Balak, king of Moav, is in morbid fear of Bnei Yisrael. He summons a renowned sorcerer named Bilaam to curse them. First, G-d speaks to Bilaam and forbids him to go. But, because Bilaam is so insistent, G-d appears to him a second time and permits him to go. While en route, a malach (emissary from G-d) blocks Bilaam's donkey's path. Unable to contain his frustration, Bilaam strikes the donkey each time it stops or tries to detour. Miraculously, the donkey speaks, asking Bilaam why he is hitting her. The malach instructs Bilaam regarding what he is permitted to say and what he is forbidden to say regarding the Jewish People. When Bilaam arrives, King Balak makes elaborate preparations, hoping that Bilaam will succeed in the curse. Three times Bilaam attempts to curse and three times blessings issue instead. Balak, seeing that Bilaam has failed, sends him home in disgrace.
Bnei Yisrael begin sinning with the Moabite women and worshipping the Moabite idols, and they are punished with a plague. One of the Jewish leaders brazenly brings a Midianite princess into his tent, in full view of Moshe and the people. Pinchas, a grandson of Aharon, grabs a spear and kills both evildoers. This halts the plague, but not before 24,000 have died.
A Clear Shot
“How goodly are your tents, O Yaakov!” (24:5)

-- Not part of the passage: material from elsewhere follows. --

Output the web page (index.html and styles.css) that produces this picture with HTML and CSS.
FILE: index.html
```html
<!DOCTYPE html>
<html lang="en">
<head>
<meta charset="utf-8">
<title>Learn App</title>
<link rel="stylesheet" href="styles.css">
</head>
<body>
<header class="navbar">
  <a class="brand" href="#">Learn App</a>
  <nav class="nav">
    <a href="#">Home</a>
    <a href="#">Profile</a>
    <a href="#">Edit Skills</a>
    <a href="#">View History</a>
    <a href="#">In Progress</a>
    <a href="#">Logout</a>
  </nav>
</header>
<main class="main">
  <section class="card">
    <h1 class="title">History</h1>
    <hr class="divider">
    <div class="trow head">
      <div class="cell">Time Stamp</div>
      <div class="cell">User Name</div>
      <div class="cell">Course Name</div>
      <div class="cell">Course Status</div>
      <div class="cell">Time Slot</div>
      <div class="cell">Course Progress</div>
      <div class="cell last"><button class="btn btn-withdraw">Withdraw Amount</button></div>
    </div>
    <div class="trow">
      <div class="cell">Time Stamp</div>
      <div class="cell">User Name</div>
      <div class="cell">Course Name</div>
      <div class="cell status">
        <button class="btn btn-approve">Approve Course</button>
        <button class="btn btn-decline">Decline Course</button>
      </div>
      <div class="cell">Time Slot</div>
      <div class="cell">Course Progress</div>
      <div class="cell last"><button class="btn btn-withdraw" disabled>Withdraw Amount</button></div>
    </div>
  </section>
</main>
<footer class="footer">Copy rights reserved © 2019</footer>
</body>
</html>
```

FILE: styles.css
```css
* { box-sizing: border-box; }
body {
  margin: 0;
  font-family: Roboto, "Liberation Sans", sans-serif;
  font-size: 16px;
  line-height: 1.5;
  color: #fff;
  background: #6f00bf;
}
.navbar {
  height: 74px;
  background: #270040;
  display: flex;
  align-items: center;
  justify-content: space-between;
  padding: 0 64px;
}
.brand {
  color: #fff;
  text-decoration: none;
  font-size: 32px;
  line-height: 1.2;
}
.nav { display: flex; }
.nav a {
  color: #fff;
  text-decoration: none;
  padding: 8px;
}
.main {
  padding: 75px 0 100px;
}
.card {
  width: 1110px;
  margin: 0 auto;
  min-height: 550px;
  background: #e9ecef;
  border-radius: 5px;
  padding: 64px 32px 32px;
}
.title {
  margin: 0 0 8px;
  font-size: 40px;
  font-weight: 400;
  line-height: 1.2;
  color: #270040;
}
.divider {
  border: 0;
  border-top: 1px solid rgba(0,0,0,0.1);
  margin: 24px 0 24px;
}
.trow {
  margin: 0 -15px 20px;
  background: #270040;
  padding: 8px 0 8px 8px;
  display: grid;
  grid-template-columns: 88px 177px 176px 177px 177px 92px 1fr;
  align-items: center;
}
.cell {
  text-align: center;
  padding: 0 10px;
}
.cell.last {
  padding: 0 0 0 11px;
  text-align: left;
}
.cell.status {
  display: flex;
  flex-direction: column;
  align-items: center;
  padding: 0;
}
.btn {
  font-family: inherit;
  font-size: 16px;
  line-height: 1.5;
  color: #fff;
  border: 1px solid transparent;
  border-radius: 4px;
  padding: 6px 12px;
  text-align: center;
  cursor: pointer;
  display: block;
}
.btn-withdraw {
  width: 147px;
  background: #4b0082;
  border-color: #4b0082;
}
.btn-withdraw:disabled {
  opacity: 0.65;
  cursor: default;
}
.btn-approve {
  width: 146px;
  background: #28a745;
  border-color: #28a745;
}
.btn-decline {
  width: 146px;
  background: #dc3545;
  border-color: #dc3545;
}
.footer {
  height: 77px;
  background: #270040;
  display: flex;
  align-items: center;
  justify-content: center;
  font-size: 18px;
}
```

What was so ‘goodly’ about the tents of Yaakov?
Bilaam noted that not one of Israel’s tent entrances was aligned opposite the other. Every tent was angled so that its entrance looked out only onto the side of the tent of its neighbor.
But what was so special about that? True, it showed discretion and a respect for privacy, but why specifically should it be this non-alignment of the tent-openings that caused Bilaam to proclaim Jewish People deserving of the Divine Presence to dwell among them?
In fact, Bilaam’s whole intention was to find some universal flaw in the Jewish People which would allow him to bring them down - to curse them by accusing them of some endemic sin.
However, he could find no such common flaw. For, even though one Jew might stumble in one area, his neighbor would, as it were, step into the breach and excel in that same area, compensating for him.
And so on throughout the entire people. Bilaam could not find one ubiquitous vice that ran throughout the body politic of the Jewish People, try as he might.
That’s the hidden meaning of his words here, “How goodly are your tents, Yaakov!” None of your entrances (to sin) are aligned corresponding to the entrance of your neighbor. None of your sins are aligned opposite the sins of your neighbor. And so, I can’t get a ‘clear shot’ through to the middle! I can’t wound you by lobbing a shot clear into your midst, into your heart. For each one of you steps into the breach, the weakness of one is the strength of the other and leaves no opening to the sin that crouches at the door.
“What have I done that you have struck me these three times?” (22:28)
Bilaam’s donkey was no slouch. When the donkey said “these three times” he was alluding to the three festivals of Pesach, Shavuot and Succot.
The donkey was asking Bilaam how he could have imagined that he would uproot the Jewish People who make the three pilgrimage festivals. But what is so special about the three festivals that they are singled out as such a protective force for the Jewish People?
The Jewish People are above time. Since they can establish the day on which the month begins, they are essentially ‘partners in time’ with the Creator, and not totally subject to time’s constraints.
Bilaam, however, could only receive prophecy at night. His prophecy was time-dependent. Thus the donkey was reminding Bilaam that he was ‘yoked’ to time and how could he possibly imagine that he would be able to dominate a people who were above time? A smart donkey.
You Lose - I Win!
“So now, please come and curse this people for me, for it is too powerful for me.” (22:6)
What does a Jew do when he finds himself in trouble? He goes to a big tzaddik and asks him to give him a beracha. He davens to the Creator of the world to save him. But how do other nations react to trouble?
When Balak ben Tzipor, the king of Moav, was frightened of the Jews, he went to Bilaam and asked him to do something. He didn’t ask him to bless him, but rather to curse the Jews!
This is the way of the wicked, explains the Chafetz Chaim. Rather than seek a blessing for themselves, they would prefer a curse for someone else!